Often we design strategically to cater the form of an object to the choice of material, however, we may not need to any longer. Due to recent advancements in multi-material 3D printing we could rather dream up an object and design a material with properties that work to its needs. Monique completed a research scholarship with supervisor Tim Miller and Material Scientist and Aeronautics Engineer Emilio Calius following her undergraduate degree. Together they combined their expertise and explored using multi-material 3D printing and algorithmic modelling software Grasshopper to develop a kind of Metamaterial called ‘Pentamodes’ which are a solid that behaves like a fluid. The project was completed in June 2018 and won 1st place in the Victoria University of Wellington Summer Gold Video Competition. Monique was also given the opportunity to present her research at the Manufacturing and Design Conference in May 2018.

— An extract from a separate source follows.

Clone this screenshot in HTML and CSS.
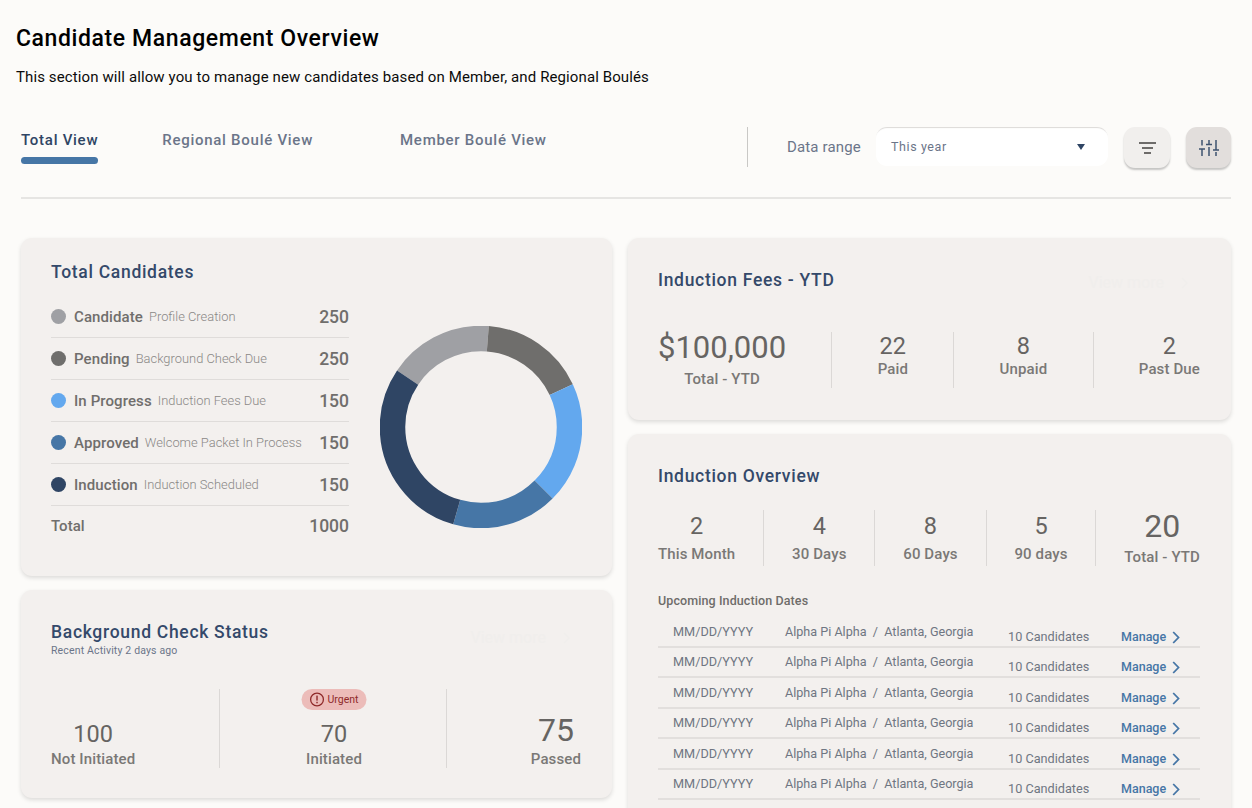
FILE: index.html
```html
<!DOCTYPE html>
<html lang="en">
<head>
<meta charset="utf-8">
<title>Candidate Management Overview</title>
<link rel="stylesheet" href="styles.css">
</head>
<body>
<main class="page">
  <header class="head">
    <h1>Candidate Management Overview</h1>
    <p>This section will allow you to manage new candidates based on Member, and Regional Boulés</p>
  </header>
  <nav class="toolbar">
    <div class="tabs">
      <a class="tab tab-active">Total View</a>
      <a class="tab tab-regional">Regional Boulé View</a>
      <a class="tab tab-member">Member Boulé View</a>
    </div>
    <div class="controls">
      <span class="range-label">Data range</span>
      <div class="select"><span>This year</span>
        <svg width="8" height="6" viewBox="0 0 8 6"><polygon points="0,0 8,0 4,6" fill="#2f4564"/></svg>
      </div>
      <button class="icon-btn">
        <svg width="17" height="14" viewBox="0 0 17 14"><g stroke="#6e6c6a" stroke-width="2"><line x1="0" y1="2" x2="17" y2="2"/><line x1="3" y1="7" x2="14" y2="7"/><line x1="5" y1="12" x2="12" y2="12"/></g></svg>
      </button>
      <button class="icon-btn icon-btn-on">
        <svg width="20" height="16" viewBox="0 0 20 16"><g stroke="#3d526f" stroke-width="1.5" fill="none"><line x1="3" y1="0" x2="3" y2="5.5"/><line x1="0" y1="9" x2="6" y2="9"/><line x1="3" y1="9" x2="3" y2="16"/><line x1="10" y1="0" x2="10" y2="4.5"/><line x1="7" y1="4.5" x2="13" y2="4.5"/><line x1="10" y1="7" x2="10" y2="16"/><line x1="17" y1="0" x2="17" y2="10"/><line x1="14" y1="10" x2="20" y2="10"/><line x1="17" y1="12" x2="17" y2="16"/></g></svg>
      </button>
    </div>
  </nav>

  <div class="grid">
    <div class="col">
      <section class="card card-total">
        <h2>Total Candidates</h2>
        <div class="total-body">
          <div class="legend">
            <div class="legend-row"><i class="dot c-gray"></i><b>Candidate</b><span>Profile Creation</span><em>250</em></div>
            <div class="legend-row"><i class="dot c-dark"></i><b>Pending</b><span>Background Check Due</span><em>250</em></div>
            <div class="legend-row"><i class="dot c-light"></i><b>In Progress</b><span>Induction Fees Due</span><em>150</em></div>
            <div class="legend-row"><i class="dot c-blue"></i><b>Approved</b><span>Welcome Packet In Process</span><em>150</em></div>
            <div class="legend-row"><i class="dot c-navy"></i><b>Induction</b><span>Induction Scheduled</span><em>150</em></div>
            <div class="legend-row legend-total"><strong>Total</strong><em>1000</em></div>
          </div>
          <svg class="donut" width="202" height="202" viewBox="0 0 202 202">
            <g fill="none" stroke-width="25.5" transform="rotate(-90 101 101)">
              <circle cx="101" cy="101" r="88.5" pathLength="360" stroke="#9fa0a4" stroke-dasharray="60.5 299.5" stroke-dashoffset="-304"/>
              <circle cx="101" cy="101" r="88.5" pathLength="360" stroke="#6f6e6c" stroke-dasharray="60.5 299.5" stroke-dashoffset="-4.5"/>
              <circle cx="101" cy="101" r="88.5" pathLength="360" stroke="#63a8ee" stroke-dasharray="70 290" stroke-dashoffset="-65"/>
              <circle cx="101" cy="101" r="88.5" pathLength="360" stroke="#4676a6" stroke-dasharray="61 299" stroke-dashoffset="-135"/>
              <circle cx="101" cy="101" r="88.5" pathLength="360" stroke="#2f4564" stroke-dasharray="108 252" stroke-dashoffset="-196"/>
            </g>
          </svg>
        </div>
      </section>

      <section class="card card-bg">
        <div class="title-row">
          <div>
            <h2>Background Check Status</h2>
            <p class="recent">Recent Activity <span>2 days ago</span></p>
          </div>
          <a class="ghost">View more <svg width="7" height="12" viewBox="0 0 7 12"><path d="M1 1l5 5-5 5" fill="none" stroke="currentColor" stroke-width="1.5"/></svg></a>
        </div>
        <div class="stats stats-bg">
          <div class="stat"><strong class="num">100</strong><span class="lab">Not Initiated</span></div>
          <i class="vr"></i>
          <div class="stat stat-flag">
            <span class="badge">
              <svg width="15" height="15" viewBox="0 0 15 15"><circle cx="7.5" cy="7.5" r="6.4" fill="none" stroke="#8f2a2a" stroke-width="1.3"/><rect x="6.8" y="3.6" width="1.4" height="5" fill="#8f2a2a"/><rect x="6.8" y="9.8" width="1.4" height="1.5" fill="#8f2a2a"/></svg>
              Urgent</span>
            <strong class="num">70</strong><span class="lab">Initiated</span>
          </div>
          <i class="vr"></i>
          <div class="stat"><strong class="num num-lg">75</strong><span class="lab">Passed</span></div>
        </div>
      </section>
    </div>

    <div class="col">
      <section class="card card-fees">
        <div class="title-row">
          <h2>Induction Fees - YTD</h2>
          <a class="ghost">View more <svg width="7" height="12" viewBox="0 0 7 12"><path d="M1 1l5 5-5 5" fill="none" stroke="currentColor" stroke-width="1.5"/></svg></a>
        </div>
        <div class="stats stats-fees">
          <div class="stat stat-money"><strong class="num num-lg">$100,000</strong><span class="lab">Total - YTD</span></div>
          <i class="vr"></i>
          <div class="stat"><strong class="num">22</strong><span class="lab">Paid</span></div>
          <i class="vr"></i>
          <div class="stat"><strong class="num">8</strong><span class="lab">Unpaid</span></div>
          <i class="vr"></i>
          <div class="stat"><strong class="num">2</strong><span class="lab">Past Due</span></div>
        </div>
      </section>

      <section class="card card-over">
        <h2>Induction Overview</h2>
        <div class="stats stats-over">
          <div class="stat"><strong class="num">2</strong><span class="lab">This Month</span></div>
          <i class="vr"></i>
          <div class="stat"><strong class="num">4</strong><span class="lab">30 Days</span></div>
          <i class="vr"></i>
          <div class="stat"><strong class="num">8</strong><span class="lab">60 Days</span></div>
          <i class="vr"></i>
          <div class="stat"><strong class="num">5</strong><span class="lab">90 days</span></div>
          <i class="vr"></i>
          <div class="stat stat-ytd"><strong class="num num-lg">20</strong><span class="lab">Total - YTD</span></div>
        </div>
        <h3>Upcoming Induction Dates</h3>
        <div class="dates">
          <div class="date-row"><span class="d-date">MM/DD/YYYY</span><span class="d-place">Alpha Pi Alpha&nbsp; /&nbsp; Atlanta, Georgia</span><span class="d-count">10 Candidates</span><a class="d-link">Manage <svg width="8" height="13" viewBox="0 0 8 13"><path d="M1.2 1l5.3 5.5-5.3 5.5" fill="none" stroke="#4676a6" stroke-width="1.8"/></svg></a></div>
          <div class="date-row"><span class="d-date">MM/DD/YYYY</span><span class="d-place">Alpha Pi Alpha&nbsp; /&nbsp; Atlanta, Georgia</span><span class="d-count">10 Candidates</span><a class="d-link">Manage <svg width="8" height="13" viewBox="0 0 8 13"><path d="M1.2 1l5.3 5.5-5.3 5.5" fill="none" stroke="#4676a6" stroke-width="1.8"/></svg></a></div>
          <div class="date-row"><span class="d-date">MM/DD/YYYY</span><span class="d-place">Alpha Pi Alpha&nbsp; /&nbsp; Atlanta, Georgia</span><span class="d-count">10 Candidates</span><a class="d-link">Manage <svg width="8" height="13" viewBox="0 0 8 13"><path d="M1.2 1l5.3 5.5-5.3 5.5" fill="none" stroke="#4676a6" stroke-width="1.8"/></svg></a></div>
          <div class="date-row"><span class="d-date">MM/DD/YYYY</span><span class="d-place">Alpha Pi Alpha&nbsp; /&nbsp; Atlanta, Georgia</span><span class="d-count">10 Candidates</span><a class="d-link">Manage <svg width="8" height="13" viewBox="0 0 8 13"><path d="M1.2 1l5.3 5.5-5.3 5.5" fill="none" stroke="#4676a6" stroke-width="1.8"/></svg></a></div>
          <div class="date-row"><span class="d-date">MM/DD/YYYY</span><span class="d-place">Alpha Pi Alpha&nbsp; /&nbsp; Atlanta, Georgia</span><span class="d-count">10 Candidates</span><a class="d-link">Manage <svg width="8" height="13" viewBox="0 0 8 13"><path d="M1.2 1l5.3 5.5-5.3 5.5" fill="none" stroke="#4676a6" stroke-width="1.8"/></svg></a></div>
          <div class="date-row"><span class="d-date">MM/DD/YYYY</span><span class="d-place">Alpha Pi Alpha&nbsp; /&nbsp; Atlanta, Georgia</span><span class="d-count">10 Candidates</span><a class="d-link">Manage <svg width="8" height="13" viewBox="0 0 8 13"><path d="M1.2 1l5.3 5.5-5.3 5.5" fill="none" stroke="#4676a6" stroke-width="1.8"/></svg></a></div>
        </div>
      </section>
    </div>
  </div>
</main>
</body>
</html>
```

FILE: styles.css
```css
* { box-sizing: border-box; }
html, body { margin: 0; height: 808px; overflow: hidden; }
body { background: #fcfbf9; font-family: Roboto, "Liberation Sans", sans-serif; color: #6e6c6a; }
h1, h2, h3, p { margin: 0; }

.page { padding: 25px 21px 0; }

.head { margin-left: -5px; }
.head h1 { font-size: 23px; line-height: 28px; font-weight: 500; letter-spacing: .6px; color: #000; }
.head p { margin-top: 15px; font-size: 15px; line-height: 18px; letter-spacing: .11px; color: #0b0b0b; }

.toolbar { display: flex; margin-top: 41px; height: 72px; border-bottom: 2px solid #e6e5e3; }
.tabs { display: flex; width: 727px; height: 40px; border-right: 1px solid #c9c8c6; }
.tab { display: block; height: 37px; font-size: 15px; line-height: 26px; font-weight: 500; letter-spacing: .73px; color: #6b7589; white-space: nowrap; }
.tab-active { color: #2f4564; position: relative; }
.tab-active::after { content: ""; position: absolute; left: 0; right: 0; bottom: 0; height: 7px; border-radius: 4px; background: #4676a6; }
.tab-regional { margin-left: 64px; }
.tab-member { margin-left: 87px; }

.controls { display: flex; align-items: flex-start; flex: 1; padding-left: 39px; }
.range-label { font-size: 15px; line-height: 40px; letter-spacing: .15px; color: #6b7589; width: 89px; white-space: nowrap; }
.select { display: flex; align-items: center; justify-content: space-between; width: 232px; height: 39px; padding: 0 23px 0 15px; background: #fff; border-radius: 11px; box-shadow: inset 0 2px 1px -1px #dcdad8; font-size: 12.5px; letter-spacing: .6px; color: #6b7589; }
.icon-btn { display: flex; align-items: center; justify-content: center; width: 46px; height: 41px; margin-left: 16px; padding: 0; border: 0; border-radius: 11px; background: #f1efed; box-shadow: 0 2px 2px rgba(0,0,0,.22); }
.icon-btn-on { background: #e2dedc; width: 45px; }

.grid { display: grid; grid-template-columns: 591px 603px; gap: 16px; margin-top: 39px; }
.col { display: flex; flex-direction: column; gap: 14px; }
.card { background: #f3f0ee; border-radius: 11px; box-shadow: 0 2px 4px rgba(0,0,0,.13); padding: 0 31px 0 30px; }
.card h2 { font-size: 17.5px; line-height: 20px; font-weight: 500; letter-spacing: .7px; color: #34496a; white-space: nowrap; }

.card-total { height: 338px; padding-top: 24px; }
.total-body { display: flex; align-items: flex-start; gap: 31px; margin-top: 14px; }
.legend { width: 298px; flex: none; }
.legend-row { display: flex; align-items: center; height: 42px; border-bottom: 1px solid #dfdcda; }
.legend-row b { font-size: 15px; font-weight: 500; letter-spacing: .1px; color: #706e6c; }
.legend-row span { margin-left: 6px; font-size: 12.9px; font-weight: 300; color: #8a8886; white-space: nowrap; }
.legend-row em { margin-left: auto; font-style: normal; font-size: 17.5px; font-weight: 500; color: #706e6c; }
.legend-total { height: 40px; border-bottom: 0; }
.legend-total strong { font-size: 15px; font-weight: 500; color: #706e6c; }
.dot { width: 15px; height: 15px; border-radius: 50%; margin-right: 8px; flex: none; }
.c-gray { background: #9fa0a4; }
.c-dark { background: #6f6e6c; }
.c-light { background: #63a8ee; }
.c-blue { background: #4676a6; }
.c-navy { background: #2f4564; }
.donut { flex: none; margin-top: 30px; }

.title-row { display: flex; justify-content: space-between; }
.ghost { display: flex; align-items: center; gap: 17px; font-size: 16px; line-height: 18px; height: 18px; color: #f0eeec; white-space: nowrap; }

.stats { display: flex; justify-content: space-between; }
.stat { display: flex; flex-direction: column; align-items: center; justify-content: flex-end; }
.vr { width: 1px; background: #dbd8d6; flex: none; }
.num { font-weight: 400; font-size: 23.5px; line-height: 28px; color: #666462; }
.num-lg { font-size: 32px; line-height: 36px; }
.lab { font-size: 15px; line-height: 18px; font-weight: 500; letter-spacing: .12px; color: #7a7876; white-space: nowrap; }

.card-bg { height: 208px; padding-top: 32px; }
.recent { font-size: 10.5px; line-height: 12px; margin-top: 3px; letter-spacing: .15px; color: #6b7589; }
.card-bg .ghost { margin-top: -1px; padding-right: 11px; position: relative; top: 8px; }
.stats-bg { height: 79px; margin-top: 32px; }
.stats-bg .num { margin-bottom: 2px; }
.stat-flag { position: relative; margin-left: 2px; }
.badge { position: absolute; top: 0; left: 50%; transform: translateX(-50%); display: flex; align-items: center; gap: 3px; height: 21px; padding: 0 8px; border-radius: 11px; background: #ecbcb9; color: #8f2a2a; font-size: 10.5px; white-space: nowrap; }

.card-fees { height: 182px; padding-top: 32px; }
.card-fees .ghost { margin-top: 4px; padding-right: 12px; }
.stats-fees { height: 56px; margin-top: 40px; }
.stats-fees .stat { justify-content: flex-start; }
.stat-money .num { font-size: 31px; line-height: 32px; }
.stat-money .lab { margin-top: 6px; }

.card-over { height: 420px; padding-top: 32px; }
.stats-over { height: 56px; margin-top: 24px; }
.stats-over .stat { justify-content: flex-start; padding-top: 1px; }
.stats-over .num { line-height: 30px; }
.stats-over .lab { margin-top: 4px; }
.stats-over .stat-ytd .lab { margin-top: 7px; }
.card-over h3 { margin-top: 27px; font-size: 12.5px; line-height: 16px; font-weight: 500; letter-spacing: .1px; color: #6e6c6a; }

.dates { margin-top: 8px; }
.date-row { display: grid; grid-template-columns: 112px 222px 114px 94px; height: 30.4px; font-size: 12.7px; color: #6f7682; }
.date-row > * { display: flex; align-items: center; padding-left: 15px; border-bottom: 2px solid #e2dfdd; white-space: nowrap; }
.d-place { height: 31px; font-size: 12.6px; }
.d-count { align-items: flex-end !important; padding-bottom: 2px; padding-left: 16px !important; }
.d-link { align-items: flex-end !important; padding-bottom: 2px; gap: 6px; font-size: 12.5px; font-weight: 500; color: #4676a6; }
```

Pentamode Structure Research

The complexity enabled by additive manufacturing processes combined with the relatively recent development of so-called digital materials offers unprecedented control over the effective material properties of objects, including spatial and time variations. New horizons in design are emerging where shape and materiality are both malleable and can be independently manipulated, transforming both functionality and aesthetics. As a demonstration of the emerging interchangeability of material and shape, we have experimented with its application to a mechanical metamaterial. Metamaterials are a class of structured, artificial materials whose properties are driven by their topological design, i.e. their shape. Pentamodes are a particularly interesting type of metamaterial for several reasons. Despite being a solid, they behave like a fluid under small deformations and their effective bulk modulus and mass density can be adjusted independently over a wide range. More importantly, theory predicts that they could be designed to possess any thermodynamically admissible elasticity tensor. In other words, pentamode metamaterials offer a promising path towards design control over effective mechanical properties

Novel Generative Design

Pentamode metamaterials are open lattice structures that derive their unique properties from the shape or geometry of the lattice struts and specially the connections between struts. Ideally these connections are point-like but in practice have a finite volume which introduces obvious practical difficulties. A new type of pentamode structure is proposed in which the lattice struts and their connections are kept uniform and instead the material of which they are composed is varied to achieve pentamode behavior. A generative model implemented in Grasshopper is combined with multi-material printing using a Stratasys PolyJet machine to create a series of 2D and 3D pentamode-like structures. Finite element simulations elucidate the similarities and differences between classical and these material-based pentamodes. 2D test articles are shown to experimentally display key pentamode characteristics.

Design Applications

Lastly Monique looked at design applications that take advantage of the Pentamode’s conceptualised technology. Firstly she developed a soft flexible helmet as the Pentamode allows shear flexibility while retaining structural integrity. This is where the fluid-like nature of the classic isotropic Pentamode is particularly interesting as we could vary the effective properties in a way that accommodate the human body comfortably. The helmet also covers the ears, which using the Pentamode’s ability to divert waves, could protect the user from damaging frequencies often heard in places such as construction sites, industrial machinery and extreme sport environments. The other application explored uses a Pentamode based material to passively manipulate waves over a wide frequency range, eliminating the need for active noise cancelling technology whose effectiveness is compromised by its limited frequency range and need for power. The Pentamode architecture can also provide the flexibility needed to achieve adaptability and comfort, because no ear is the same and our ears keep growing throughout our life.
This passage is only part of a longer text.